### Instruction
State how many lines in the records hold the word "components", giving the number and no other text.

### Rows

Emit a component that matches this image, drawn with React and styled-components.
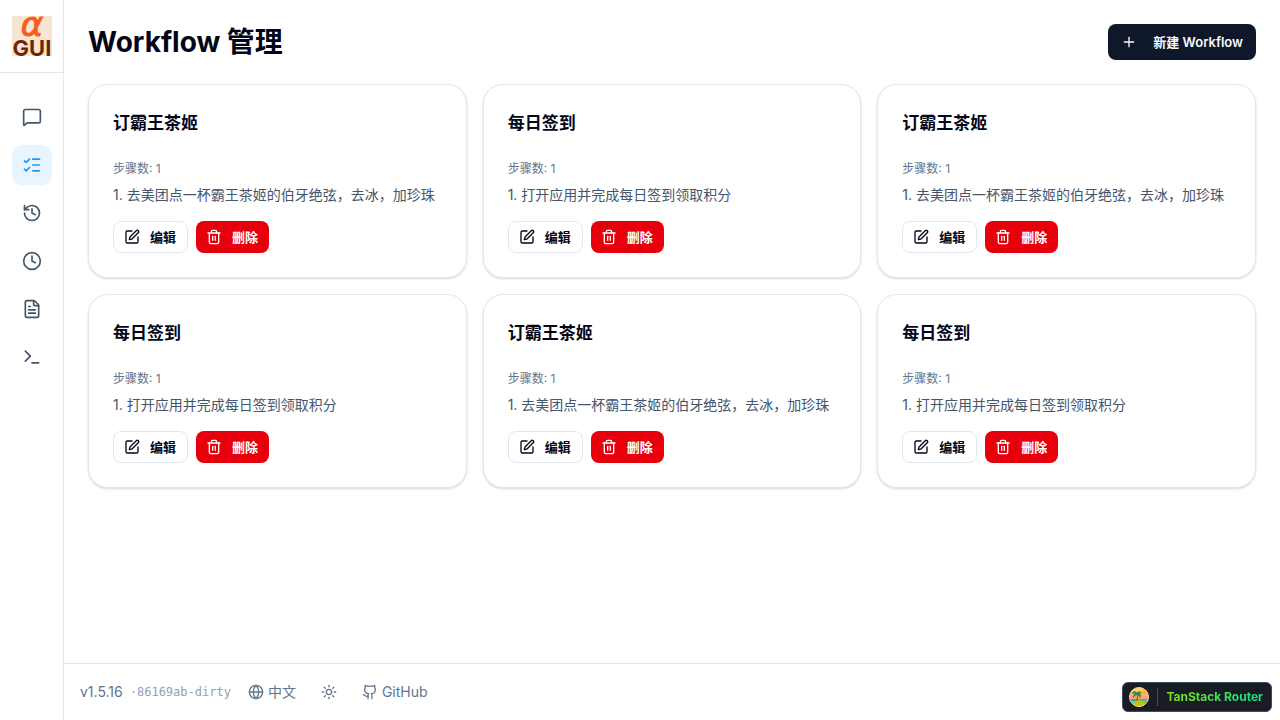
import React from 'react';
import styled, { createGlobalStyle } from 'styled-components';
import {
  Clock,
  FileText,
  Github,
  Globe,
  History,
  ListChecks,
  MessageSquare,
  Plus,
  SquarePen,
  Sun,
  Terminal,
  Trash2,
} from 'lucide-react';

const GlobalStyle = createGlobalStyle`
  *, *::before, *::after { box-sizing: border-box; }
  body {
    margin: 0;
    background: #fff;
    color: #020618;
    font-family: Inter, "Noto Sans CJK SC", sans-serif;
    font-size: 14px;
    line-height: 20px;
  }
  button { font: inherit; cursor: pointer; }
  h1, h2, p, ol { margin: 0; }
  svg { flex-shrink: 0; }
`;

const Shell = styled.div`
  display: flex;
  min-height: 100vh;
`;

const Sidebar = styled.aside`
  flex: 0 0 64px;
  border-right: 1px solid #e2e8f0;
`;

const LogoBox = styled.div`
  display: flex;
  justify-content: center;
  padding: 16px 0;
  border-bottom: 1px solid #e2e8f0;

  svg {
    display: block;
    overflow: visible;
  }
`;

const LogoAlpha = styled.text`
  fill: #f75e1d;
  font-family: "DejaVu Sans", sans-serif;
  font-size: 34px;
  font-style: italic;
  stroke: #f75e1d;
  text-anchor: middle;
`;

const LogoName = styled.text`
  fill: #712506;
  font-family: Inter, sans-serif;
  font-size: 22px;
  font-weight: 700;
  text-anchor: middle;
`;

const Nav = styled.nav`
  display: flex;
  flex-direction: column;
  align-items: center;
  gap: 8px;
  padding: 24px 0;
`;

const NavButton = styled.button`
  display: flex;
  align-items: center;
  justify-content: center;
  width: 40px;
  height: 40px;
  padding: 0;
  border: none;
  border-radius: 10px;
  background: ${({ $active }) => ($active ? '#e8f5fe' : 'transparent')};
  color: ${({ $active }) => ($active ? '#1d9bf0' : '#45556c')};
`;

const Content = styled.div`
  display: flex;
  flex: 1;
  flex-direction: column;
  min-width: 0;
`;

const Main = styled.main`
  flex: 1;
  padding: 24px;
`;

const Header = styled.header`
  display: flex;
  align-items: center;
  justify-content: space-between;
  margin-bottom: 24px;
`;

const Title = styled.h1`
  font-size: 28px;
  font-weight: 700;
  line-height: 36px;
`;

const CreateButton = styled.button`
  display: flex;
  align-items: center;
  gap: 16px;
  height: 36px;
  padding: 0 13px;
  border: none;
  border-radius: 8px;
  background: #0f172b;
  color: #f8fafc;
  font-size: 13px;
  font-weight: 600;
`;

const Grid = styled.div`
  display: grid;
  grid-template-columns: repeat(3, minmax(0, 1fr));
  gap: 16px;
`;

const Card = styled.article`
  padding: 24px;
  border: 1px solid #e2e8f0;
  border-radius: 20px;
  background: #fff;
  box-shadow: 0 1px 3px rgba(15, 23, 43, 0.1), 0 1px 2px rgba(15, 23, 43, 0.06);
`;

const CardTitle = styled.h2`
  margin-bottom: 24px;
  font-size: 17px;
  font-weight: 600;
  line-height: 28px;
`;

const StepCount = styled.p`
  margin-bottom: 8px;
  color: #62748e;
  font-size: 12px;
  line-height: 16px;
`;

const Step = styled.p`
  margin-bottom: 16px;
  overflow: hidden;
  color: #45556c;
  text-overflow: ellipsis;
  white-space: nowrap;
`;

const Actions = styled.div`
  display: flex;
  gap: 8px;
`;

const ActionButton = styled.button`
  display: flex;
  align-items: center;
  gap: 10px;
  height: 32px;
  padding: 0 11px 0 10px;
  border: ${({ $danger }) => ($danger ? 'none' : '1px solid #e2e8f0')};
  border-radius: 8px;
  background: ${({ $danger }) => ($danger ? '#e7000b' : '#fff')};
  color: ${({ $danger }) => ($danger ? '#fff' : '#020618')};
  font-size: 13px;
  font-weight: 600;
`;

const Footer = styled.footer`
  display: flex;
  align-items: center;
  height: 57px;
  padding: 0 16px;
  border-top: 1px solid #e2e8f0;
  color: #62748e;
`;

const Commit = styled.span`
  margin: 0 17px 0 7px;
  color: #90a1b9;
  font-family: "DejaVu Sans Mono", monospace;
  font-size: 12px;
`;

const FooterButton = styled.button`
  display: flex;
  align-items: center;
  gap: 4px;
  margin-right: 25px;
  padding: 0;
  border: none;
  background: none;
  color: inherit;
`;

const FooterLink = styled.a`
  display: flex;
  align-items: center;
  gap: 4px;
  color: inherit;
  text-decoration: none;
`;

const RouterBadge = styled.button`
  position: fixed;
  right: 8px;
  bottom: 8px;
  display: flex;
  align-items: center;
  gap: 8px;
  height: 30px;
  padding: 0 8px 0 6px;
  border: 1px solid #414962;
  border-radius: 6px;
  background: #191c24;
  font-size: 12px;
  font-weight: 700;
  line-height: 16px;
`;

const BadgeDivider = styled.span`
  width: 1px;
  height: 18px;
  background: #414962;
`;

const BadgeText = styled.span`
  background: linear-gradient(to right, #84e619, #10e68c);
  background-clip: text;
  color: transparent;
`;

function Logo() {
  return (
    <svg width="40" height="40" viewBox="0 0 40 40" role="img" aria-label="α GUI">
      <rect width="40" height="40" fill="#f7e5d3" />
      <LogoAlpha x="20" y="20">α</LogoAlpha>
      <LogoName x="20" y="40">GUI</LogoName>
    </svg>
  );
}

function IslandIcon() {
  return (
    <svg width="20" height="20" viewBox="0 0 20 20" aria-hidden="true">
      <defs>
        <linearGradient id="sky" x1="0" y1="0" x2="0" y2="1">
          <stop offset="0" stopColor="#ffe06b" />
          <stop offset="0.650" stopColor="#ff9078" />
        </linearGradient>
        <clipPath id="disc">
          <circle cx="10" cy="10" r="9.500" />
        </clipPath>
      </defs>
      <g clipPath="url(#disc)">
        <path d="M0 0H20V20H0Z" fill="url(#sky)" />
        <circle cx="15.500" cy="4.800" r="2.200" fill="#ffac22" />
        <path d="M0 12.500H20V20H0Z" fill="#129ca5" />
        <path d="M0 14.500H6M14 14H20" stroke="#77ded2" />
        <ellipse cx="10" cy="17" rx="6.500" ry="4" fill="#b6c70a" />
        <path d="M8 6.500Q9 9 8 13.500" fill="none" stroke="#79451c" />
        <path
          d="M8 6Q5 3 3 6.500Q5.500 5.500 7.500 6.500Q4 6.500 4.500 10.500Q5.500 8 8 7.500Q10.500 8 11 10.500Q13 7 9 6.500Q11 5.500 12.500 6.500Q11 3 8 6Z"
          fill="#22883e"
          stroke="#22883e"
          strokeWidth="0.500"
        />
      </g>
      <circle cx="10" cy="10" r="9.500" fill="none" stroke="#f6d98c" />
    </svg>
  );
}

const navItems = [
  { label: '聊天', icon: MessageSquare },
  { label: 'Workflow', icon: ListChecks, active: true },
  { label: '历史', icon: History },
  { label: '定时任务', icon: Clock },
  { label: '日志', icon: FileText },
  { label: '终端', icon: Terminal },
];

const tea = { name: '订霸王茶姬', steps: ['去美团点一杯霸王茶姬的伯牙绝弦，去冰，加珍珠'] };
const checkin = { name: '每日签到', steps: ['打开应用并完成每日签到领取积分'] };
const workflows = [tea, checkin, tea, checkin, tea, checkin].map((w, i) => ({ ...w, id: i + 1 }));

function WorkflowCard({ workflow }) {
  return (
    <Card>
      <CardTitle>{workflow.name}</CardTitle>
      <StepCount>步骤数: {workflow.steps.length}</StepCount>
      {workflow.steps.map((step, i) => (
        <Step key={step}>
          {i + 1}. {step}
        </Step>
      ))}
      <Actions>
        <ActionButton type="button">
          <SquarePen size={16} />
          编辑
        </ActionButton>
        <ActionButton type="button" $danger>
          <Trash2 size={16} />
          删除
        </ActionButton>
      </Actions>
    </Card>
  );
}

export default function App() {
  return (
    <>
      <GlobalStyle />
      <Shell>
        <Sidebar>
          <LogoBox>
            <Logo />
          </LogoBox>
          <Nav>
            {navItems.map(({ label, icon: Icon, active }) => (
              <NavButton key={label} type="button" aria-label={label} $active={active}>
                <Icon size={20} />
              </NavButton>
            ))}
          </Nav>
        </Sidebar>
        <Content>
          <Main>
            <Header>
              <Title>Workflow 管理</Title>
              <CreateButton type="button">
                <Plus size={16} />
                新建 Workflow
              </CreateButton>
            </Header>
            <Grid>
              {workflows.map(w => (
                <WorkflowCard key={w.id} workflow={w} />
              ))}
            </Grid>
          </Main>
          <Footer>
            <span>v1.5.16</span>
            <Commit>·86169ab-dirty</Commit>
            <FooterButton type="button">
              <Globe size={16} />
              中文
            </FooterButton>
            <FooterButton type="button" aria-label="主题">
              <Sun size={16} />
            </FooterButton>
            <FooterLink href="#github">
              <Github size={16} />
              GitHub
            </FooterLink>
          </Footer>
        </Content>
      </Shell>
      <RouterBadge type="button">
        <IslandIcon />
        <BadgeDivider />
        <BadgeText>TanStack Router</BadgeText>
      </RouterBadge>
    </>
  );
}
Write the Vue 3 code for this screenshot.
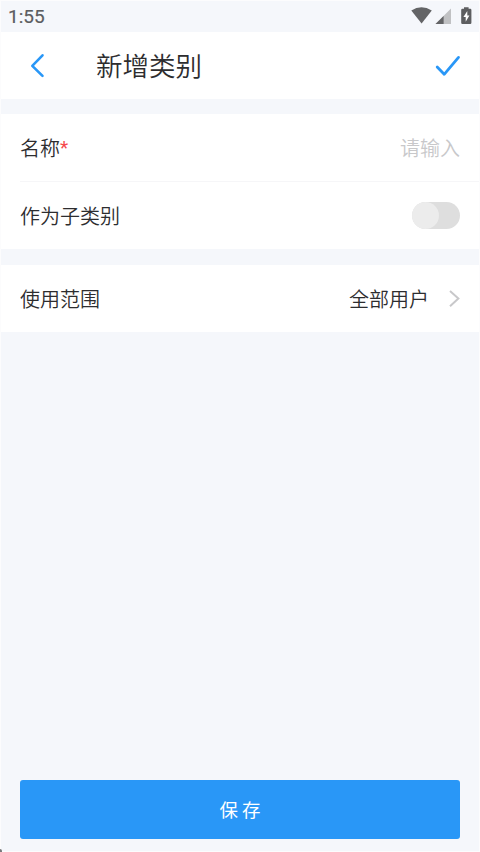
<script setup>
import { ref } from 'vue'

const name = ref('')
const isChild = ref(false)
</script>

<template>
  <div class="screen">
    <div class="status">
      <span class="time">1:55</span>
      <svg class="status-icons" width="64" height="20" viewBox="0 0 64 20">
        <path d="M1.3 4.4Q11.5-1.8 21.8 4.4L11.6 17.4Z" fill="#636466" />
        <path d="M41 2.5V18H25.5Z" fill="#c0c1c3" />
        <path d="M33.6 9.9V18H25.5Z" fill="#636466" />
        <path d="M54 1.2h4.6v1.6h1.6q1.2 0 1.2 1.2v12.8q0 1.2-1.2 1.2h-7.8q-1.2 0-1.2-1.2V4q0-1.2 1.2-1.2H54Z" fill="#5d5e60" />
        <path d="M57.3 5.1 53.4 11h2.3v4.7L59.4 9.5h-2.1Z" fill="#fff" />
      </svg>
    </div>

    <header class="header">
      <svg class="back" width="16" height="26" viewBox="0 0 16 26">
        <path d="M12.5 2.3 2.3 12.8 12.5 22.9" fill="none" stroke="#2997f7" stroke-width="2.6" stroke-linecap="round" stroke-linejoin="round" />
      </svg>
      <h1 class="title">新增类别</h1>
      <svg class="confirm" width="26" height="22" viewBox="0 0 26 22">
        <path d="M2.2 12 9.2 19.3 23.5 2.4" fill="none" stroke="#2997f7" stroke-width="2.8" stroke-linecap="round" stroke-linejoin="round" />
      </svg>
    </header>

    <section class="group">
      <label class="row">
        <span class="label">名称<span class="required">*</span></span>
        <input v-model="name" class="input" placeholder="请输入">
      </label>
      <div class="divider"></div>
      <div class="row">
        <span class="label">作为子类别</span>
        <button class="switch" :class="{ on: isChild }" @click="isChild = !isChild">
          <span class="knob"></span>
        </button>
      </div>
    </section>

    <section class="group">
      <div class="row">
        <span class="label">使用范围</span>
        <span class="value">全部用户</span>
        <svg class="chevron" width="12" height="20" viewBox="0 0 12 20">
          <path d="M2 1.9 10.4 9.5 2 17.3" fill="none" stroke="#c8c8ca" stroke-width="2" />
        </svg>
      </div>
    </section>

    <footer class="footer">
      <button class="save">保 存</button>
    </footer>
    <span class="corner"></span>
  </div>
</template>

<style>
body {
  margin: 0;
}
</style>

<style scoped>
.screen {
  position: relative;
  box-sizing: border-box;
  width: 100%;
  height: 852px;
  display: flex;
  flex-direction: column;
  background: #f5f7fb;
  border: 1px solid #fcfcfd;
  color: #2d2d2f;
  font-family: "Noto Sans CJK SC", sans-serif;
  font-weight: 350;
}
.status {
  flex: none;
  height: 31px;
  display: flex;
  align-items: center;
  justify-content: space-between;
  padding: 0 7px;
}
.time {
  font: 400 19px/30px Roboto, sans-serif;
  color: #5c5d60;
  -webkit-text-stroke: 0.2px #5c5d60;
}
.status-icons {
  margin: 0 -2px 1px 0;
}
.header {
  flex: none;
  height: 67px;
  display: flex;
  align-items: center;
  padding: 0 18px 0 29px;
  background: #fff;
}
.title {
  flex: 1;
  margin: 0 0 2px 50px;
  font-size: 26.5px;
  line-height: 40px;
  font-weight: 350;
}
.group {
  flex: none;
  margin-top: 15px;
  background: #fff;
}
.group + .group {
  margin-top: 16px;
}
.row {
  height: 67px;
  display: flex;
  align-items: center;
  padding: 0 19px;
}
.label {
  flex: 1;
  font-size: 20px;
  line-height: 30px;
}
.required {
  color: #f5484b;
  font-family: Roboto, sans-serif;
  font-size: 19px;
  line-height: 0;
  font-weight: 400;
  vertical-align: 2px;
}
.input {
  width: 200px;
  padding: 0;
  border: 0;
  outline: 0;
  background: none;
  text-align: right;
  font: inherit;
  font-size: 20px;
  line-height: 30px;
  color: inherit;
}
.input::placeholder {
  color: #c8c8ca;
  opacity: 1;
}
.divider {
  height: 1px;
  margin-left: 19px;
  background: #f6f6f8;
}
.switch {
  width: 48px;
  height: 27px;
  display: flex;
  padding: 0;
  border: 0;
  border-radius: 14px;
  background: #dedede;
}
.switch.on {
  justify-content: flex-end;
  background: #2997f7;
}
.knob {
  width: 27px;
  height: 27px;
  border-radius: 50%;
  background: #ececec;
}
.value {
  font-size: 20px;
  line-height: 30px;
}
.chevron {
  margin-left: 19px;
}
.footer {
  margin-top: auto;
  padding: 0 19px 12px;
}
.save {
  display: block;
  width: 100%;
  height: 59px;
  padding: 0 0 2px;
  border: 0;
  border-radius: 3px;
  background: #2997f7;
  color: #fff;
  font: inherit;
  font-size: 18.5px;
  font-weight: 400;
}
.corner {
  position: absolute;
  left: -1px;
  bottom: -1px;
  width: 2px;
  height: 3px;
  border-top-right-radius: 2px;
  background: #77787a;
}
</style>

### Problem solution
2